After extensive testing, the Belgian manufacturer Ateliers Gillet was tasked with building sidecar rigs, with sidecars supplied by France’s Bernadet Porte Dragon. In total, 1,500 of these Gillet Herstal 720 AF motorcycles were ordered, powered by a 728cc twin-cylinder two stroke engine capable of 22 hp at 4,000 rpm, mated to a six speed gearbox, with an all-important reverse gear. Despite the 1,500 ordered, only 784 were ever completed thanks to a small component manufactured by Bosch…and with Germany declaring war on France in 1940, it made further production impossible.
Japanese bikes.

The Kurogane Type 95
The Kurogane Type 95.png

These 1260cc v-twin sidecar units were dubbed the “Kurogane” or Black Iron in English. Only producing 12 hp, these motorcycles were actually quite big for what they were, and required some muscle to ride. Although this one pictured is equipped with a weapon, the Kurogane Type 95 was more commonly used to move officers from place to place. Manufactured only for a period between 1937 and 1945.

The Rikuo Type 97.png

The Rikuo Type 97 is actually the product of a Harley-Davidson factory being transported to Japan for the purposes of producing licensed Harley machines for the Japanese.

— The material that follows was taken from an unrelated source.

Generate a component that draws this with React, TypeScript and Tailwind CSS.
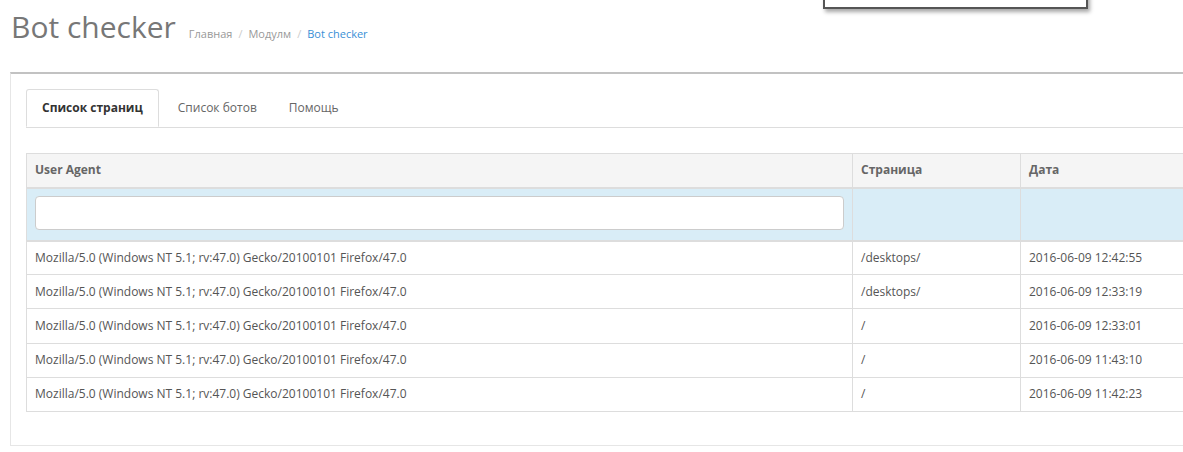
const rows = [
  ['/desktops/', '2016-06-09 12:42:55'],
  ['/desktops/', '2016-06-09 12:33:19'],
  ['/', '2016-06-09 12:33:01'],
  ['/', '2016-06-09 11:43:10'],
  ['/', '2016-06-09 11:42:23'],
]

const ua = 'Mozilla/5.0 (Windows NT 5.1; rv:47.0) Gecko/20100101 Firefox/47.0'

export default function App() {
  return (
    <div className="relative w-[1183px] h-[452px] overflow-hidden bg-white text-[12px] text-[#555] font-['Open_Sans',sans-serif]">
      {/* popup peeking in at the top */}
      <div className="absolute left-[823px] top-[-40px] w-[265px] h-[49px] bg-white border-2 border-[#555] shadow-[2px_3px_4px_rgba(0,0,0,0.35)]" />

      <div className="flex items-baseline gap-[13px] pl-[11px] pt-[5px] h-[72px]">
        <h1 className="text-[30px] font-normal text-[#777] leading-[44px]">Bot checker</h1>
        <div className="flex items-baseline text-[11px] text-[#999]">
          <span>Главная</span>
          <span className="px-[6px] text-[#ccc]">/</span>
          <span>Модулм</span>
          <span className="px-[6px] text-[#ccc]">/</span>
          <span className="text-[#3a8fd6]">Bot checker</span>
        </div>
      </div>

      <div className="ml-[10px] w-[1200px] border-t-2 border-t-[#c2c2c2] border-l border-l-[#e6e6e6] border-b border-b-[#e6e6e6] px-[15px] pt-[15px] pb-[33px]">
        <div className="flex border-b border-[#ddd]">
          <div className="px-[15px] h-[38px] flex items-center -mb-px bg-white border border-[#ddd] border-b-white rounded-t-[3px] font-bold text-[#333]">
            Список страниц
          </div>
          <div className="ml-[2px] px-[17px] h-[38px] flex items-center text-[#666]">Список ботов</div>
          <div className="px-[15px] h-[38px] flex items-center text-[#666]">Помощь</div>
        </div>

        <table className="mt-[25px] border-collapse table-fixed w-[1164px]">
          <colgroup>
            <col className="w-[826px]" />
            <col className="w-[168px]" />
            <col />
          </colgroup>
          <thead>
            <tr className="bg-[#f5f5f5] font-bold text-[#666]">
              <th className="text-left border border-[#ddd] border-b-2 h-[34px] px-[8px]">User Agent</th>
              <th className="text-left border border-[#ddd] border-b-2 px-[8px]">Страница</th>
              <th className="text-left border border-[#ddd] border-b-2 px-[8px]">Дата</th>
            </tr>
          </thead>
          <tbody>
            <tr className="bg-[#d9edf7]">
              <td className="border border-[#ddd] border-b-2 px-[8px] pt-[7px] pb-[10px]">
                <div className="h-[34px] bg-white border border-[#ccc] rounded-[4px]" />
              </td>
              <td className="border border-[#ddd] border-b-2" />
              <td className="border border-[#ddd] border-b-2" />
            </tr>
            {rows.map(([page, date], i) => (
              <tr key={i}>
                <td className="border border-[#ddd] px-[8px] h-[34.2px]">{ua}</td>
                <td className="border border-[#ddd] px-[8px]">{page}</td>
                <td className="border border-[#ddd] px-[8px]">{date}</td>
              </tr>
            ))}
          </tbody>
        </table>
      </div>
    </div>
  )
}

Thanks to the success of the civilian Rikuo models, the company would go on to produce an approximate 16,000 Type 97 models built purely for war – particularly to help the Japanese Imperial Army tackle rough terrain during their invasion of China.
Each model was capable of transporting up to three soldiers, could be equipped with a mounted machine gun, and these highly maneuverable were critical to Japan’s war effort.
Powered by a 1274cc v-twin engine capable of 22 hp, this sidecar rig was one of the most iconic of the Second World War. Despite the large production volume, very few still exist today.
Rikuo would go on to produce motorcycles after the war, before eventually being bought by a brand named Showa.